Reputation: 1839
Today I noticed an interesting sorting behavior in C#. I have two lists and I sort them:
var list1 = new List<string> { "A", "B", "C" };
var list2 = new List<string> { "AA", "BB", "CC" };
list1.Sort();
list2.Sort();
The two lists now contain:
>> list1
[0]: "A"
[1]: "B"
[2]: "C"
>> list2
[0]: "BB"
[1]: "CC"
[2]: "AA"
Why is the AA put in the end?
Here is a demonstration: http://ideone.com/QCeUjx
Upvotes: 6
Views: 1393
Reputation: 460138
You can also use the overload of List.Sort
to ignore the current culture. Ordinal
performs a simple byte comparison that is independent of the current language:
list1.Sort(StringComparer.Ordinal);
Here are some informations: Normalization and Sorting
Some Unicode characters have multiple equivalent binary representations consisting of sets of combining and/or composite Unicode characters. Consequently, two strings can look identical but actually consist of different characters. The existence of multiple representations for a single character complicates sorting operations. The solution to this problem is to normalize each string, then use an ordinal comparison to sort the strings....
Upvotes: 2
Reputation: 5802
Yeah you can change that current locale setting use following code line.

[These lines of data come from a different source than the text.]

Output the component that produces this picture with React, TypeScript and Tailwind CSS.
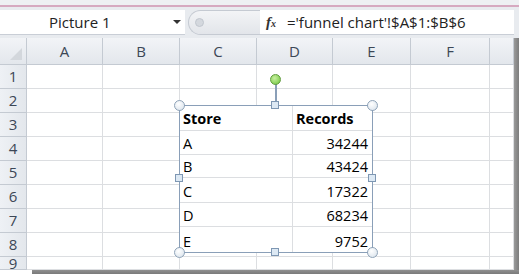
import React from "react";

const cols = ["", "A", "B", "C", "D", "E", "F", ""];
const rows = ["1", "2", "3", "4", "5", "6", "7", "8", "9"];
const data: [string, string][] = [
  ["A", "34244"],
  ["B", "43424"],
  ["C", "17322"],
  ["D", "68234"],
  ["E", "9752"],
];

function Circle({ x, y, green }: { x: number; y: number; green?: boolean }) {
  return (
    <div
      className={
        green
          ? "absolute w-[11px] h-[11px] rounded-full border border-[#5f9c3c] bg-[radial-gradient(circle_at_40%_35%,#c8f0a0,#6cc43a)]"
          : "absolute w-[11px] h-[11px] rounded-full border border-[#8fa3b8] bg-[radial-gradient(circle_at_40%_35%,#ffffff,#d6e0ea)]"
      }
      style={{ left: x - 5.5, top: y - 5.5 }}
    />
  );
}

function Square({ x, y }: { x: number; y: number }) {
  return (
    <div
      className="absolute w-[8px] h-[8px] border border-[#7e97b3] bg-[#dde9f4]"
      style={{ left: x - 4, top: y - 4 }}
    />
  );
}

export default function App() {
  return (
    <div
      className="relative w-[519px] h-[277px] bg-white overflow-hidden"
      style={{ fontFamily: '"Open Sans", "Noto Sans", sans-serif' }}
    >
      {/* top strip */}
      <div className="h-[5px] bg-[#eef0f3]" />
      <div className="h-[2px] bg-[#d6a9c0]" />
      {/* formula bar */}
      <div className="h-[31px] bg-[#e8ebef] flex items-center pr-[5px]">
        <div className="w-[185px] h-[25px] bg-white border-b border-[#c9ced6] flex items-center pl-[49px] pr-[4px]">
          <span className="text-[15px] text-[#222]">Picture 1</span>
          <div className="ml-auto w-0 h-0 border-l-[4px] border-r-[4px] border-t-[4px] border-l-transparent border-r-transparent border-t-[#333]" />
        </div>
        <div className="ml-[3px] w-[72px] h-[25px] rounded-l-full border border-r-0 border-[#c5cad2] bg-gradient-to-b from-[#f3f4f6] to-[#e2e5ea] flex items-center pl-[6px]">
          <div className="w-[9px] h-[9px] rounded-full bg-[#d4d8de] border border-[#c1c6ce]" />
        </div>
        <div className="flex-1 h-[25px] bg-white border-b border-[#c9ced6] flex items-center pl-[6px] gap-[1px]">
          <span
            className="w-[20px] text-[15px] italic font-bold text-[#333]"
            style={{ fontFamily: '"Liberation Serif", serif' }}
          >
            f<span className="text-[10px]">x</span>
          </span>
          <span className="text-[15px] text-[#222]">='funnel chart'!$A$1:$B$6</span>
        </div>
      </div>
      {/* sheet */}
      <div className="flex">
        <div className="grid grid-cols-[27px_76px_77px_77px_76px_78px_79px_24px] grid-rows-[27px_24px_24px_24px_24px_24px_24px_24px_24px_13px] w-[514px]">
          {cols.map((c, i) => (
            <div
              key={"h" + i}
              className="bg-gradient-to-b from-[#f2f4f7] to-[#e3e7ec] border-r border-b border-[#c4cad2] flex items-center justify-center text-[15px] text-[#3c4756]"
            >
              {i === 0 ? (
                <div className="self-end ml-auto mr-[4px] mb-[4px] w-0 h-0 border-b-[12px] border-l-[12px] border-b-[#d3d7dc] border-l-transparent" />
              ) : (
                c
              )}
            </div>
          ))}
          {rows.map((r) =>
            cols.map((_, i) =>
              i === 0 ? (
                <div
                  key={r + i}
                  className="bg-gradient-to-r from-[#eef1f5] to-[#e3e7ec] border-r border-b border-[#c4cad2] flex items-center justify-center text-[15px] text-[#3c4756] overflow-hidden"
                >
                  {r}
                </div>
              ) : (
                <div key={r + i} className="border-r border-b border-[#dcdee1]" />
              )
            )
          )}
        </div>
        <div className="w-[5px] bg-gradient-to-r from-[#9a9a9a] to-[#7d7d7d]" />
      </div>
      {/* bottom scroll edge */}
      <div className="absolute left-0 top-[270px] w-[519px] h-[7px] bg-white flex flex-col">
        <div className="ml-[32px] h-[4px] bg-gradient-to-b from-[#8f8f8f] to-[#7a7a7a]" />
      </div>

      {/* picture */}
      <div className="absolute left-[179px] top-[105px] w-[194px] h-[148px] bg-white border-[1.5px] border-[#8a9fb8]">
        <div className="grid grid-cols-[113px_1fr] grid-rows-[25px_24px_23px_25px_24px_1fr] h-full text-[14.5px] text-black">
          <div className="border-r border-b border-[#dcdee1] pl-[3px] font-bold flex items-end leading-[22px]">Store</div>
          <div className="border-b border-[#dcdee1] pl-[3px] font-bold flex items-end leading-[22px]">Records</div>
          {data.map(([s, v], i) => (
            <React.Fragment key={s}>
              <div className={"border-r border-[#dcdee1] pl-[3px] flex items-end leading-[21px] " + (i < 4 ? "border-b" : "")}>{s}</div>
              <div className={"border-[#dcdee1] pr-[4px] flex items-end justify-end leading-[21px] " + (i < 4 ? "border-b" : "")}>{v}</div>
            </React.Fragment>
          ))}
        </div>
      </div>
      {/* handles */}
      <div className="absolute left-[275px] top-[84px] w-[1.5px] h-[21px] bg-[#8a9fb8]" />
      <Circle x={275} y={79} green />
      <Circle x={179} y={105} />
      <Circle x={372} y={105} />
      <Circle x={179} y={252} />
      <Circle x={372} y={252} />
      <Square x={275} y={105} />
      <Square x={275} y={252} />
      <Square x={179} y={178} />
      <Square x={372} y={178} />
    </div>
  );
}
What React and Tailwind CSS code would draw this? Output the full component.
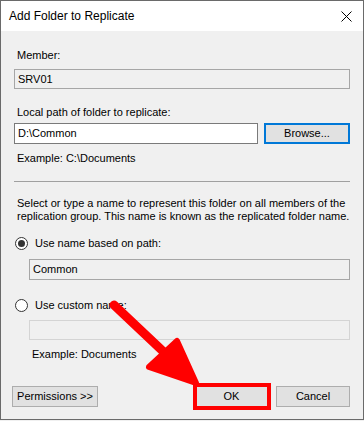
import React from "react";

function Radio({ checked }) {
  return (
    <span className="relative flex h-[13px] w-[13px] shrink-0 items-center justify-center rounded-full border border-[#333333] bg-white">
      {checked && <span className="h-[7px] w-[7px] rounded-full bg-[#333333]" />}
    </span>
  );
}

export default function App() {
  return (
    <div className="relative h-[421px] w-[364px] bg-[#f0f0f0] font-['Liberation_Sans',Arial,sans-serif] text-[11px] leading-[15px] text-black">
      <div className="flex h-[420px] w-[364px] flex-col border border-[#6a6a6a] bg-[#f0f0f0]">
        {/* title bar */}
        <div className="flex h-[30px] shrink-0 items-center justify-between bg-white pl-[8px] pr-[10px]">
          <span className="pt-[1px] text-[12px]">Add Folder to Replicate</span>
          <svg width="11" height="11" viewBox="0 0 11 11" className="mr-[1px]">
            <path d="M0.5 0.5 L10.5 10.5 M10.5 0.5 L0.5 10.5" stroke="#000" strokeWidth="1" />
          </svg>
        </div>
        {/* body */}
        <div className="flex flex-1 flex-col px-[13px]">
          <div className="mt-[17px] pl-[3px]">Member:</div>
          <div className="mt-[6px] flex h-[20px] items-center border border-[#a6a6a6] bg-[#f0f0f0] pl-[3px]">SRV01</div>

          <div className="mt-[16px] pl-[3px]">Local path of folder to replicate:</div>
          <div className="mt-[3px] flex h-[21px] gap-[6px]">
            <div className="flex flex-1 items-center border border-[#7a7a7a] bg-white pl-[3px]">D:\Common</div>
            <div className="flex w-[86px] items-center justify-center border-2 border-[#0078d7] bg-[#e1e1e1]">Browse...</div>
          </div>
          <div className="mt-[7px] pl-[3px]">Example: C:\Documents</div>

          <div className="mt-[15px] h-[1px] bg-[#a0a0a0]" />

          <div className="mt-[15px] pl-[3px] leading-[13px]">
            Select or type a name to represent this folder on all members of the replication group. This name is known as the replicated folder name.
          </div>

          <div className="mt-[13px] flex items-center gap-[7px] pl-[1px]">
            <Radio checked />
            <span>Use name based on path:</span>
          </div>
          <div className="ml-[15px] mt-[8px] flex h-[21px] items-center border border-[#a6a6a6] bg-[#f0f0f0] pl-[3px]">Common</div>

          <div className="mt-[18px] flex items-center gap-[7px] pl-[1px]">
            <Radio />
            <span>Use custom name:</span>
          </div>
          <div className="ml-[15px] mt-[7px] h-[20px] border border-[#d4d4d4] bg-[#f0f0f0]" />
          <div className="ml-[15px] mt-[7px] pl-[3px]">Example: Documents</div>

          <div className="mt-[24px] flex h-[21px] items-stretch">
            <div className="-ml-[2px] flex w-[86px] items-center justify-center border border-[#adadad] bg-[#e1e1e1]">Permissions &gt;&gt;</div>
            <div className="flex-1" />
            <div className="flex w-[75px] items-center justify-center border border-[#adadad] bg-[#e1e1e1]">OK</div>
            <div className="ml-[7px] flex w-[74px] items-center justify-center border border-[#adadad] bg-[#e1e1e1]">Cancel</div>
          </div>
        </div>
      </div>

      {/* annotation: red box around OK */}
      <div className="pointer-events-none absolute left-[193px] top-[383px] h-[27px] w-[78px] border-4 border-[#ff0000]" />
      {/* annotation: red arrow */}
      <svg className="pointer-events-none absolute left-0 top-0" width="364" height="421" viewBox="0 0 364 421">
        <line x1="114" y1="305" x2="168" y2="356" stroke="#ff0000" strokeWidth="9" strokeLinecap="round" />
        <polygon points="149,367 177,341 196,383" fill="#ff0000" stroke="#ff0000" strokeWidth="6" strokeLinejoin="round" />
      </svg>
    </div>
  );
}
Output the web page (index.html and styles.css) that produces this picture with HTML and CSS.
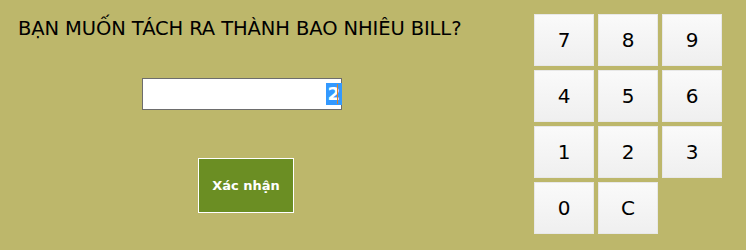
FILE: index.html
```html
<!DOCTYPE html>
<html lang="vi">
<head>
    <meta charset="UTF-8">
    <title>Tách bill</title>
    <link rel="stylesheet" href="styles.css">
</head>
<body>
    <div class="split-screen">
        <!-- Left side: question, number field, confirm -->
        <div class="split-form">
            <div class="split-title">BẠN MUỐN TÁCH RA THÀNH BAO NHIÊU BILL?</div>
            <div class="split-input"><span class="split-value">2</span><span class="caret"></span></div>
            <button class="confirm-button">Xác nhận</button>
        </div>

        <!-- Right side: number pad -->
        <div class="num-pad">
            <button class="num-key">7</button>
            <button class="num-key">8</button>
            <button class="num-key">9</button>
            <button class="num-key">4</button>
            <button class="num-key">5</button>
            <button class="num-key">6</button>
            <button class="num-key">1</button>
            <button class="num-key">2</button>
            <button class="num-key">3</button>
            <button class="num-key">0</button>
            <button class="num-key">C</button>
        </div>
    </div>
</body>
</html>
```

FILE: styles.css
```css
/* Page background */
body {
    margin: 0;
    background: #bdb76b;
    font-family: "DejaVu Sans", sans-serif;
    width: 746px;
    height: 250px;
    overflow: hidden;
}

.split-screen {
    display: flex;
    align-items: flex-start;
}

/* Left column */
.split-form {
    width: 534px;
    display: flex;
    flex-direction: column;
}

.split-title {
    font-size: 19.5px;
    color: #000;
    margin: 17px 0 0 18px;
    line-height: 24px;
    white-space: nowrap;
    letter-spacing: -0.1px;
}

.split-input {
    width: 198px;
    height: 30px;
    border: 1px solid #6d6d6d;
    background: #fff;
    margin: 37px 0 0 142px;
    display: flex;
    justify-content: flex-end;
    align-items: center;
}

.split-value {
    background: #3399ff;
    color: #fff;
    font-size: 18px;
    font-weight: bold;
    line-height: 22px;
    padding: 0 2px 0 1px;
}

.caret {
    width: 1px;
    height: 20px;
    background: #d9822b;
    margin: 0 3px 0 -5px;
}

.confirm-button {
    width: 96px;
    height: 55px;
    margin: 48px 0 0 198px;
    background: #6b8e23;
    border: 1px solid #fff;
    color: #fff;
    font-family: inherit;
    font-size: 13px;
    font-weight: bold;
    padding: 0;
}

/* Number pad */
.num-pad {
    display: grid;
    grid-template-columns: repeat(3, 60px);
    grid-auto-rows: 52px;
    gap: 4px;
    margin-top: 14px;
}

.num-key {
    background: linear-gradient(#fafafa, #efefef);
    border: 1px solid #e8e8e8;
    font-family: inherit;
    font-size: 20px;
    color: #000;
    padding: 0;
}
```
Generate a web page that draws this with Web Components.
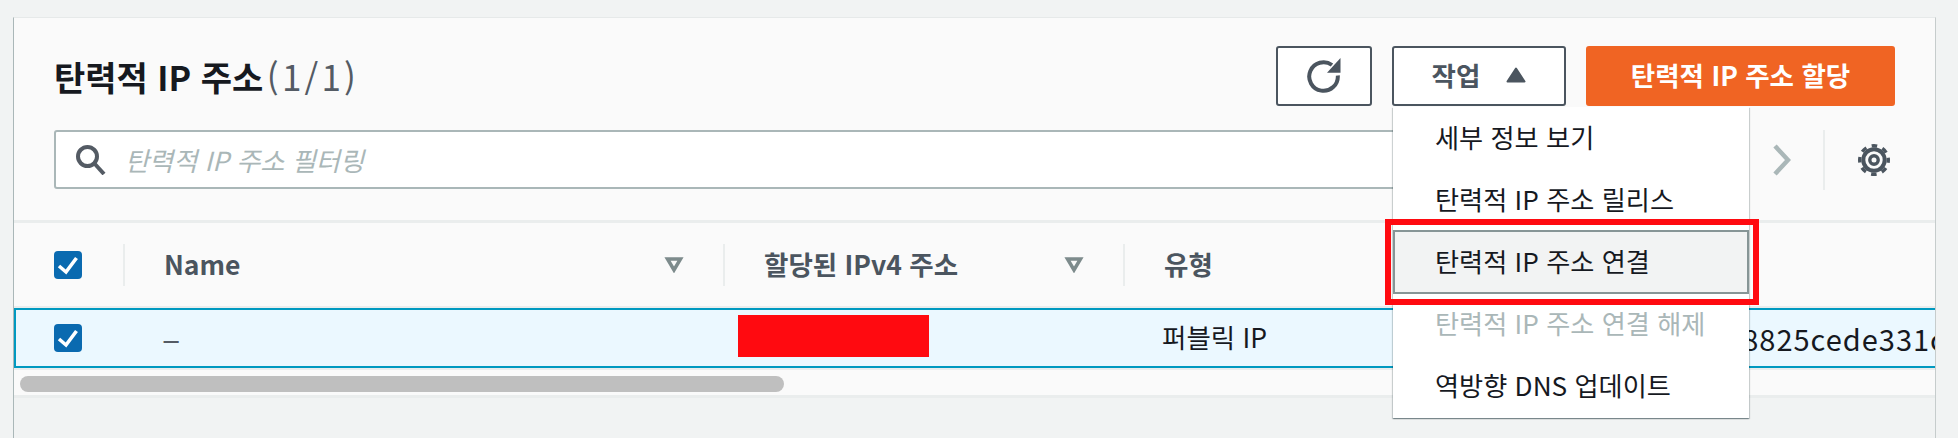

var list1 = new List<string> { "A", "B", "C" };
var list2 = new List<string> { "BB", "AA", "CC" };
Thread.CurrentThread.CurrentCulture = new CultureInfo("en-US");
list1.Sort();
list2.Sort();
Upvotes: 0
Reputation: 1839
It turns out that since I am using Danish culture settings, .NET assumes that "AA" is the Danish letter "Å" which is at the end of the Danish alphabet.
Setting the locale to en-US
gives me the sort order I expected ("AA", "BB", "CC").
This article has some background information.
Upvotes: 10